To get a consequence for \(L_1\) preduals, we will need the following proposition, which connects (W2) in a Banach space with the property (W\(^*\)2) in its bidual.

Proposition 4.6

Let X be a Banach space and assume that every convex combination of slices of \(B_X\) has a weakly interior point. Then, every convex combination of weak-star slices of \(B_{X^{**}}\) contains some weak-star interior point. In other words, if X has (W2), then \(X^{**}\) has (W\(^*\)2).

Proof

Consider \(C:=\sum _{i=1}^n\lambda _i S(B_{X^{**}},f_i,\alpha )\) to be a convex combination of weak-star slices in \(B_{X^{**}}\). Pick \(0<\delta <\alpha \) and define \(D:=\sum _{i=1}^n \lambda _i S(B_X,f_i,\delta )\). By the assumption, we can find \(x\in D\) and a weakly star open subset O of \(X^{**}\) such that

$$\begin{aligned} x\in O\cap B_X\subseteq D. \end{aligned}$$

Then

$$\begin{aligned} x\in O\cap B_{X^{**}}&\subseteq \overline{O\cap B_X}^{w^*}\subseteq {\overline{D}}^{w^*} =\sum _{i=1}^n\lambda _i \overline{S(B_{X^{**}},f_i,\delta )}^{w^*}\\&=\sum _{i=1}^n \lambda _i \{x^{**}\in B_{X^{**}}:x^{**}(f_i)\geqslant 1-\delta \} \subseteq C, \end{aligned}$$

so \(x\in C\) is a weakly star interior point, as desired. \(\square \)

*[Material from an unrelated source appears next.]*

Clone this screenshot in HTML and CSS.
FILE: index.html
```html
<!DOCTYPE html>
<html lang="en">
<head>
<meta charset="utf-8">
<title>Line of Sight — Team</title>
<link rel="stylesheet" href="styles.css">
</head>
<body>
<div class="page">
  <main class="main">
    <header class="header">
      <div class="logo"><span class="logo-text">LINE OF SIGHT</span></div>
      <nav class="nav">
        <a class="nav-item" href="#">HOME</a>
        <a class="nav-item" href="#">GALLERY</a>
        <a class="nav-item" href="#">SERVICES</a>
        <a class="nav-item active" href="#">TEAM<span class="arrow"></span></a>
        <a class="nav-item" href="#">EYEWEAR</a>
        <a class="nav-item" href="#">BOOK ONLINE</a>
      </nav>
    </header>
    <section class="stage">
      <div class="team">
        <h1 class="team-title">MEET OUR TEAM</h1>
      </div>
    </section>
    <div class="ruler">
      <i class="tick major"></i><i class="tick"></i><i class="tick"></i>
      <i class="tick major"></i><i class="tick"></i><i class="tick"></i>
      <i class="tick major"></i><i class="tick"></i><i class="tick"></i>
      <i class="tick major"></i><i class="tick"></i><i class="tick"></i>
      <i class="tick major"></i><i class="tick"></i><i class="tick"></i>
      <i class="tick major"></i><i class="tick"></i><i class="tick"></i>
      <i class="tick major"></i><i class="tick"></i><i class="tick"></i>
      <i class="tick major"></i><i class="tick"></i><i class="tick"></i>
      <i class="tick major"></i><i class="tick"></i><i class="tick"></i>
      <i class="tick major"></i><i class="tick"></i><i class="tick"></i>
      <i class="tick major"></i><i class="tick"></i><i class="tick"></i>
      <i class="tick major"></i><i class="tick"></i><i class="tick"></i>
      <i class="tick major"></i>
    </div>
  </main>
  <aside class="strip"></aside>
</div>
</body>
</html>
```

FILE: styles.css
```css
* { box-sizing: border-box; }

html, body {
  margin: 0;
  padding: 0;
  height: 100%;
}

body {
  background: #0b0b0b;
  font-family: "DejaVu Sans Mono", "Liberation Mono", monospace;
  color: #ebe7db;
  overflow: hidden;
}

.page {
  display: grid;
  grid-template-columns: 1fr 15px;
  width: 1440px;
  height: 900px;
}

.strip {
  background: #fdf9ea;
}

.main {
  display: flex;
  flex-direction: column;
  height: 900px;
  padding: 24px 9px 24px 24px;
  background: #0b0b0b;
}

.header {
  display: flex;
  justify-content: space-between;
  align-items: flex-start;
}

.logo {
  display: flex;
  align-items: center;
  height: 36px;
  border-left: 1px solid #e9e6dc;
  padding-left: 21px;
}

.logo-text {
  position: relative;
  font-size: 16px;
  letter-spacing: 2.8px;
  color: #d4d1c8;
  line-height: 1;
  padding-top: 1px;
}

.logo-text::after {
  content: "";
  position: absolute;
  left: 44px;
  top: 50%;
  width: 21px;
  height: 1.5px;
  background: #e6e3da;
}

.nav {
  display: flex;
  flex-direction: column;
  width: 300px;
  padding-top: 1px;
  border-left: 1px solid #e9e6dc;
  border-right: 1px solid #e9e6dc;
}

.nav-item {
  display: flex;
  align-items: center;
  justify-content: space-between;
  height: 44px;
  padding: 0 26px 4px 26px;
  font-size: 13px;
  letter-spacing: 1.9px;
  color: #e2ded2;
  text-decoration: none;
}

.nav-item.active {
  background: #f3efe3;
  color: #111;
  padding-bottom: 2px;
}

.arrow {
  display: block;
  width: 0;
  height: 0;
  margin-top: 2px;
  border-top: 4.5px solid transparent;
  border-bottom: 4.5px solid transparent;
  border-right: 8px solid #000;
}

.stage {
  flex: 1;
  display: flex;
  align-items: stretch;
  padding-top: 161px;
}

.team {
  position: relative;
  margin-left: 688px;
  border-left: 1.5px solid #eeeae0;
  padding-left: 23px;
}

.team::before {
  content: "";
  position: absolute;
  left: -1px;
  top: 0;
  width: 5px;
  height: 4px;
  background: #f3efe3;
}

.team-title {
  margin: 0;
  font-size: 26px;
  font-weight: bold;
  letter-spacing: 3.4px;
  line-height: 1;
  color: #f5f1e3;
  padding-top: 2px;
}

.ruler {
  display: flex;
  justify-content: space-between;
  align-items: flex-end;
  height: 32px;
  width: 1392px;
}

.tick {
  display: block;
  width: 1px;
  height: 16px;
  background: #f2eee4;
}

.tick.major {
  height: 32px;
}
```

In [7, Theorem 3.1], it is proved that C(K) contains a convex combination of slices without any weak interior point whenever K admits an atomless measure. Note that this result can be seen as a part of the following more general result whose proof is an straightforward application of Proposition 4.6 and Theorem 4.1.

Theorem 4.7

Let X be a predual of \(L_1\), that is, \(X^*=L_1(\mu )\). If every convex combination of slices of \(B_X\) contains some weak interior point, then \(\mu \) is purely atomic. In other words, if X has (W2), then \(\mu \) is purely atomic.

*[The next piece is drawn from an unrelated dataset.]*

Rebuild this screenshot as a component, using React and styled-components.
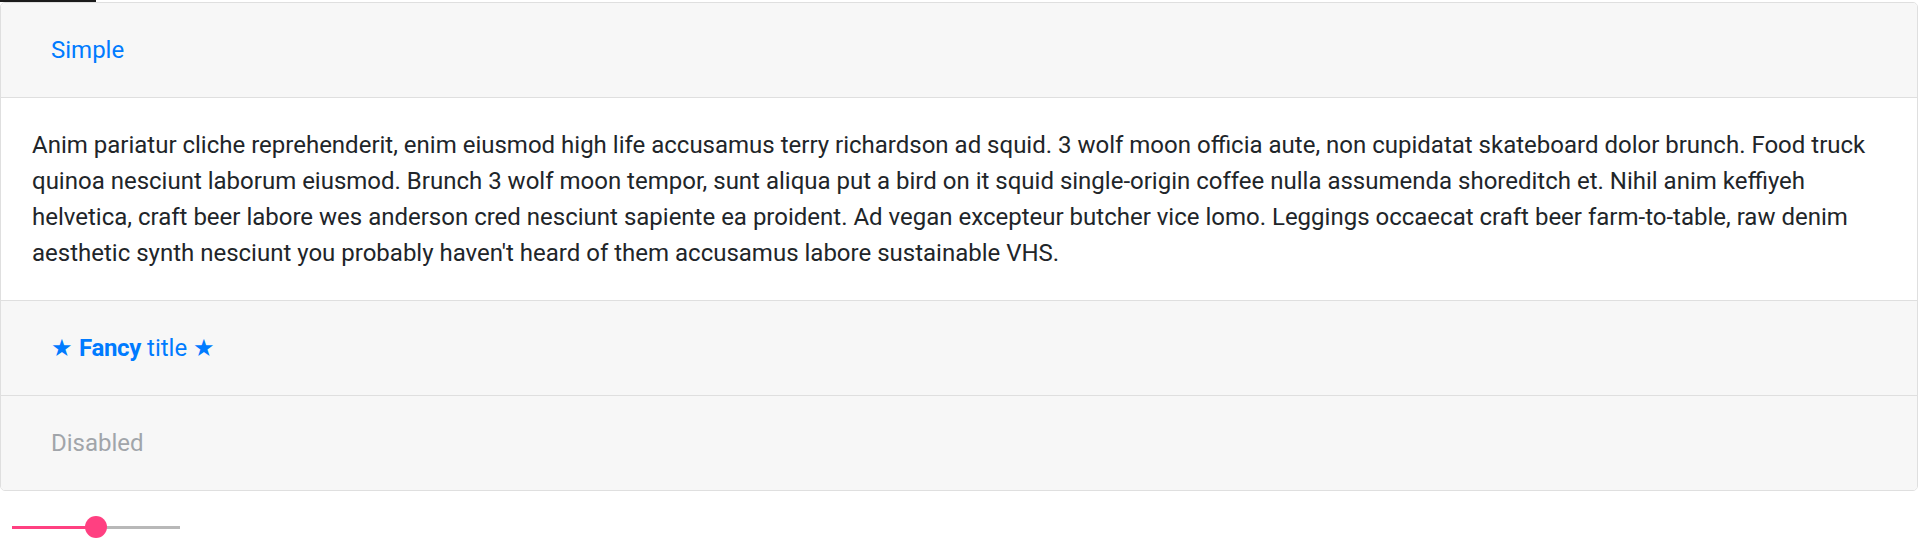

Let us end with a brief discussion about the weak and weak-star versions of the properties in dual Banach spaces. In general, the following diagram holds:

figure b

The implications (1), (2), and (3) are obvious. Let us give an example showing that (W\(^*\)1) does not imply (W2) (this is (4)), and so showing that (W\(^*\)1) does not imply (W1) and (W\(^*\)2) does not imply (W2).

Example 4.8

\(X=\ell _\infty \) has (W\(^*\)1) by Proposition 4.5. However, from the identification \(\ell _\infty =C(\beta {\mathbb {N}})\), we deduce that X fails (W2) since \(\beta {\mathbb {N}}\) is not scattered and we may use [7, Remark 3.1].

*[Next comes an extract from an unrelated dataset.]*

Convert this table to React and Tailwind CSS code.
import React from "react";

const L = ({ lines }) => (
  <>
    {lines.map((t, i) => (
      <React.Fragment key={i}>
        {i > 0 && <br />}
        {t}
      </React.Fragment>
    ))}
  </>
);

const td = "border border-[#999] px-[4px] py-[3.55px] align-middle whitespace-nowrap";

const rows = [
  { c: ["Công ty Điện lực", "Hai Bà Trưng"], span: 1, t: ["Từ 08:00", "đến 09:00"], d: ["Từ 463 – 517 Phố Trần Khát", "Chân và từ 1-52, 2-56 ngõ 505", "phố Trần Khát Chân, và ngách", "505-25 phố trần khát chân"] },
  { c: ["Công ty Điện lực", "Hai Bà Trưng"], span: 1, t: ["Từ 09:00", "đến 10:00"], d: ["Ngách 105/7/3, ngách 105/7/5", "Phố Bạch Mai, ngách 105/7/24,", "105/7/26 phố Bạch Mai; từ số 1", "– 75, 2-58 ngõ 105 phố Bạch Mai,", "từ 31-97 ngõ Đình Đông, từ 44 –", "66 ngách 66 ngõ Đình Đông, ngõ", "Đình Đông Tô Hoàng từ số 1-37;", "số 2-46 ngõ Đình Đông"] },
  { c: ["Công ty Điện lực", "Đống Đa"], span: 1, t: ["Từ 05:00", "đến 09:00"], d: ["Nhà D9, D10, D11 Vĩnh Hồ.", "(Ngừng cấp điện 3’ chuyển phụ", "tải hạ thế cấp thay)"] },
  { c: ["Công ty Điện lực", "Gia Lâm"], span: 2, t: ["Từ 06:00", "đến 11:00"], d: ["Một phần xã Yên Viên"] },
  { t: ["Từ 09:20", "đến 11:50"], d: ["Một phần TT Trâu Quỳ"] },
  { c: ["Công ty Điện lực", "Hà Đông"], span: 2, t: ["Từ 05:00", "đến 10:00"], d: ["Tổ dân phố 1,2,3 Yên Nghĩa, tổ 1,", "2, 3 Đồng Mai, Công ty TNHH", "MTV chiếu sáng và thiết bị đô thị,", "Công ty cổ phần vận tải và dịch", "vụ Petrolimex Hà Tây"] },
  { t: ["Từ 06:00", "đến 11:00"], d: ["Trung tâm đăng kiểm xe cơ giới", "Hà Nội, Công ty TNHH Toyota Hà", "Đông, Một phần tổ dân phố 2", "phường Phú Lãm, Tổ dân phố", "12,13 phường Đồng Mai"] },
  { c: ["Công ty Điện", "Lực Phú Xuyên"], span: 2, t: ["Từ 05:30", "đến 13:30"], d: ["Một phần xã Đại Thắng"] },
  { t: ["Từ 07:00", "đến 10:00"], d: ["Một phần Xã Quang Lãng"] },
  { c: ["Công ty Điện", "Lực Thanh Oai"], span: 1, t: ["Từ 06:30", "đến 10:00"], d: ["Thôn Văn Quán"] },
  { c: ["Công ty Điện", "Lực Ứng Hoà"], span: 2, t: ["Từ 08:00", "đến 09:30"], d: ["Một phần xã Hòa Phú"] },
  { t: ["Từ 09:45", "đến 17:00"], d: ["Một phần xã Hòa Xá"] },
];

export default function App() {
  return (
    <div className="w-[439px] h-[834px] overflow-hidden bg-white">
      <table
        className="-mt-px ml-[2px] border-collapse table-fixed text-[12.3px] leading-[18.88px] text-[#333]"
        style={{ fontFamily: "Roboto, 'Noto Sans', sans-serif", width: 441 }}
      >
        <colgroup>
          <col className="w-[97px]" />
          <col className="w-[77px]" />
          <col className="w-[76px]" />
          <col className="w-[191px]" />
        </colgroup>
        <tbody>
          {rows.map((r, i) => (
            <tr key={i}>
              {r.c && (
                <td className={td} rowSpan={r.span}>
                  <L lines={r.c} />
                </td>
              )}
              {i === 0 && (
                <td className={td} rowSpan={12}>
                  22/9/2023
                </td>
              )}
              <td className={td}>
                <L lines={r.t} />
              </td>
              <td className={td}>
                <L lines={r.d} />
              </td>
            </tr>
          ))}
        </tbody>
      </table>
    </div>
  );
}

Let us now present some examples showing that the implications (1), (2), and (3) in the diagram (4.2) do not reverse.

Example 4.9

Let us consider the following examples.

  1. (a)

    \(\ell _\infty \oplus _1\ell _\infty \) fails (W\(^*\)1) by a weak star version of [7, Proposition 2.1]. However, \(c_0\oplus _1 c_0\) has (W2) by using [2, Theorem 2.4] and [7, Proposition 2.4]. Hence, \((c_0\oplus _1 c_0)^{**}=\ell _\infty \oplus _1 \ell _\infty \) has (W\(^*\)2) by Proposition 4.6. This shows that the reverse implication to (1) does not hold.

  2. (b)

    \(X=L_\infty [0,1]\) as dual of \(L_1[0,1]\) has (W\(^*\)-CS) as it is the dual of a Banach space with the Daugavet property and we may use [2, Example 3.4]. However, \(L_\infty [0,1]\) fails (W\(^*\)2) by Theorem 4.1. This shows that (2) does not reverse.

  3. (c)

    Let \(X=L_1[0,1]^{**}\). Then X fails (CS) since \(B_X\) has strongly exposed points. However, X has (W\(^*\)-CS) as it is the dual of a Banach space with the Daugavet property, \(L_\infty [0,1]\), and we may use [2, Example 3.4]. This shows that the reverse implication to (3) does not hold.